Pricing is an area many businesses struggle with. It is part science, part art and part psychology. Confident pricing is as much about how we feel about our business and our product/service, as it is about rules and processes.
Many businesses will stick to a cost plus method of pricing. They will add up all the components of a job and add a percentage for profit – job done (?). However, this approach takes no account of the market in which they are trading or the value of their product/service to the customer.
If you don’t know enough about your market you run the risk of overpricing by using the cost plus pricing method. If other suppliers are providing the same product/service as you and charging less than you, you need to know! If you constantly lose work it may be that you are pitching to the wrong type of customer for you.
Alternatively if you don’t understand the value of your product/service to your customer, you could be regularly underpricing. Take, for example, an instance which happened to me a couple of months ago. We had just had new carpeting through out the upstairs of our house. You know how it is, for a micro second everything looks great until… the cat gets trapped in one of the bedrooms and rips up the carpet in front of the door!
I phoned our lovely carpet guy who came along and patched in some of the offcut left over from the original fitting. He did such a good job that we cannot actually see where the join is. Obviously for me this job had a good deal of value because our carpet is pristine again. But he priced on a cost plus basis and so only charged me £15! He probably left over £80 on the table because the job was worth at least £100 to me.

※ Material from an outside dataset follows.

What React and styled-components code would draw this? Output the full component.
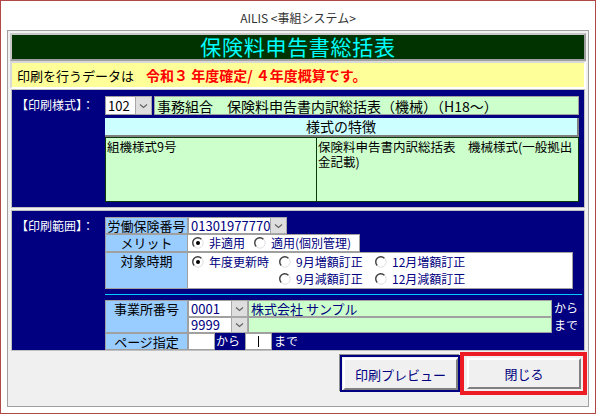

Now cost plus as a starting point is not bad, because at least you ensure you get the minimum price you need to cover your costs – as long as you have a very good idea what those costs are. But relying on it alone will mean that you undercharge clients for whom the value you provide is more than the costs of providing it (plus profit).
For effective pricing you need to do your homework. You need to understand the market you are in; who your ideal customers are and what they value; and you need to have a very clear idea of what you need to achieve to make a profit.